> Stored data:

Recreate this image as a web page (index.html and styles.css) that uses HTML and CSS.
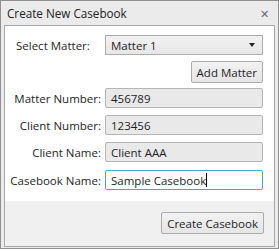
FILE: index.html
```html
<!DOCTYPE html>
<html lang="en">
<head>
  <meta charset="utf-8">
  <title>Create New Casebook</title>
  <link rel="stylesheet" href="styles.css">
</head>
<body>
  <div class="window">
    <div class="titlebar">
      <span class="title">Create New Casebook</span>
      <span class="close">&#x2715;</span>
    </div>

    <div class="client">
      <div class="form">
        <div class="row">
          <label class="label label-left">Select Matter:</label>
          <div class="select">
            <span>Matter 1</span>
            <span class="arrow"></span>
          </div>
        </div>

        <div class="row row-add">
          <span></span>
          <div class="add-wrap">
            <button class="btn">Add Matter</button>
          </div>
        </div>

        <div class="row row-first">
          <label class="label">Matter Number:</label>
          <div class="field readonly">456789</div>
        </div>

        <div class="row">
          <label class="label">Client Number:</label>
          <div class="field readonly">123456</div>
        </div>

        <div class="row">
          <label class="label">Client Name:</label>
          <div class="field readonly">Client AAA</div>
        </div>

        <div class="row row-last">
          <label class="label">Casebook Name:</label>
          <div class="field focused">Sample Casebook<span class="caret"></span></div>
        </div>
      </div>

      <div class="footer">
        <button class="btn btn-create">Create Casebook</button>
      </div>
    </div>
  </div>
</body>
</html>
```

FILE: styles.css
```css
body {
  margin: 0;
  background: #fff;
  font-family: "Open Sans", "Noto Sans", sans-serif;
  font-size: 11.5px;
  color: #1e1e1e;
}

.window {
  width: 279px;
  height: 249px;
  box-sizing: border-box;
  border: 1px solid #8f8f8f;
  background: #ebebeb;
  display: flex;
  flex-direction: column;
}

.titlebar {
  height: 24px;
  display: flex;
  align-items: center;
  justify-content: space-between;
  padding: 0 9px 0 6px;
}

.title {
  font-size: 11.7px;
  color: #222;
}

.close {
  font-size: 11px;
  color: #6a6a6a;
}

.client {
  flex: 1;
  margin: 0 3px 1px;
  border: 1px solid #a7a7a7;
  display: flex;
  flex-direction: column;
  background: #f0f0f0;
}

.form {
  background: #fff;
  padding: 9px 10px 11px 5px;
}

.row {
  display: grid;
  grid-template-columns: 91px 158px;
  column-gap: 4px;
  align-items: center;
  margin-top: 7px;
}

.row:first-child {
  margin-top: 0;
}

.row-add {
  margin-top: 6px;
}

.row-first {
  margin-top: 5px;
}

.row-last {
  margin-top: 8px;
}

.label {
  justify-self: end;
  white-space: nowrap;
}

.label-left {
  justify-self: start;
  margin-left: 6px;
}

.select {
  height: 20px;
  box-sizing: border-box;
  border: 1px solid #acacac;
  background: linear-gradient(#f2f2f2, #e6e6e6);
  display: flex;
  align-items: center;
  justify-content: space-between;
  padding: 0 7px 0 5px;
}

.arrow {
  width: 0;
  height: 0;
  border-left: 3px solid transparent;
  border-right: 3px solid transparent;
  border-top: 4px solid #222;
}

.add-wrap {
  display: flex;
  justify-content: flex-end;
}

.btn {
  font-family: inherit;
  font-size: 11.5px;
  color: #1e1e1e;
  height: 22px;
  padding: 0 5px;
  border: 1px solid #acacac;
  border-radius: 2px;
  background: linear-gradient(#f2f2f2, #e5e5e5);
}

.field {
  height: 20px;
  box-sizing: border-box;
  border: 1px solid #b5b5b5;
  border-radius: 2px;
  padding: 0 5px;
  display: flex;
  align-items: center;
}

.readonly {
  background: #e9e9e9;
}

.focused {
  background: #fff;
  border-color: #4aa3d4;
}

.caret {
  width: 1px;
  height: 14px;
  background: #000;
}

.footer {
  flex: 1;
  display: flex;
  justify-content: flex-end;
  align-items: flex-start;
  padding: 11px 10px 0 0;
}

.btn-create {
  height: 22px;
  padding: 0 5px;
}
```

> What the exercise asks: Keep the pictures out of the copy and write out the data exactly as it stands.

> Complete response:
Recreate this image as a web page (index.html and styles.css) that uses HTML and CSS.
FILE: index.html
```html
<!DOCTYPE html>
<html lang="en">
<head>
  <meta charset="utf-8">
  <title>Create New Casebook</title>
  <link rel="stylesheet" href="styles.css">
</head>
<body>
  <div class="window">
    <div class="titlebar">
      <span class="title">Create New Casebook</span>
      <span class="close">&#x2715;</span>
    </div>

    <div class="client">
      <div class="form">
        <div class="row">
          <label class="label label-left">Select Matter:</label>
          <div class="select">
            <span>Matter 1</span>
            <span class="arrow"></span>
          </div>
        </div>

        <div class="row row-add">
          <span></span>
          <div class="add-wrap">
            <button class="btn">Add Matter</button>
          </div>
        </div>

        <div class="row row-first">
          <label class="label">Matter Number:</label>
          <div class="field readonly">456789</div>
        </div>

        <div class="row">
          <label class="label">Client Number:</label>
          <div class="field readonly">123456</div>
        </div>

        <div class="row">
          <label class="label">Client Name:</label>
          <div class="field readonly">Client AAA</div>
        </div>

        <div class="row row-last">
          <label class="label">Casebook Name:</label>
          <div class="field focused">Sample Casebook<span class="caret"></span></div>
        </div>
      </div>

      <div class="footer">
        <button class="btn btn-create">Create Casebook</button>
      </div>
    </div>
  </div>
</body>
</html>
```

FILE: styles.css
```css
body {
  margin: 0;
  background: #fff;
  font-family: "Open Sans", "Noto Sans", sans-serif;
  font-size: 11.5px;
  color: #1e1e1e;
}

.window {
  width: 279px;
  height: 249px;
  box-sizing: border-box;
  border: 1px solid #8f8f8f;
  background: #ebebeb;
  display: flex;
  flex-direction: column;
}

.titlebar {
  height: 24px;
  display: flex;
  align-items: center;
  justify-content: space-between;
  padding: 0 9px 0 6px;
}

.title {
  font-size: 11.7px;
  color: #222;
}

.close {
  font-size: 11px;
  color: #6a6a6a;
}

.client {
  flex: 1;
  margin: 0 3px 1px;
  border: 1px solid #a7a7a7;
  display: flex;
  flex-direction: column;
  background: #f0f0f0;
}

.form {
  background: #fff;
  padding: 9px 10px 11px 5px;
}

.row {
  display: grid;
  grid-template-columns: 91px 158px;
  column-gap: 4px;
  align-items: center;
  margin-top: 7px;
}

.row:first-child {
  margin-top: 0;
}

.row-add {
  margin-top: 6px;
}

.row-first {
  margin-top: 5px;
}

.row-last {
  margin-top: 8px;
}

.label {
  justify-self: end;
  white-space: nowrap;
}

.label-left {
  justify-self: start;
  margin-left: 6px;
}

.select {
  height: 20px;
  box-sizing: border-box;
  border: 1px solid #acacac;
  background: linear-gradient(#f2f2f2, #e6e6e6);
  display: flex;
  align-items: center;
  justify-content: space-between;
  padding: 0 7px 0 5px;
}

.arrow {
  width: 0;
  height: 0;
  border-left: 3px solid transparent;
  border-right: 3px solid transparent;
  border-top: 4px solid #222;
}

.add-wrap {
  display: flex;
  justify-content: flex-end;
}

.btn {
  font-family: inherit;
  font-size: 11.5px;
  color: #1e1e1e;
  height: 22px;
  padding: 0 5px;
  border: 1px solid #acacac;
  border-radius: 2px;
  background: linear-gradient(#f2f2f2, #e5e5e5);
}

.field {
  height: 20px;
  box-sizing: border-box;
  border: 1px solid #b5b5b5;
  border-radius: 2px;
  padding: 0 5px;
  display: flex;
  align-items: center;
}

.readonly {
  background: #e9e9e9;
}

.focused {
  background: #fff;
  border-color: #4aa3d4;
}

.caret {
  width: 1px;
  height: 14px;
  background: #000;
}

.footer {
  flex: 1;
  display: flex;
  justify-content: flex-end;
  align-items: flex-start;
  padding: 11px 10px 0 0;
}

.btn-create {
  height: 22px;
  padding: 0 5px;
}
```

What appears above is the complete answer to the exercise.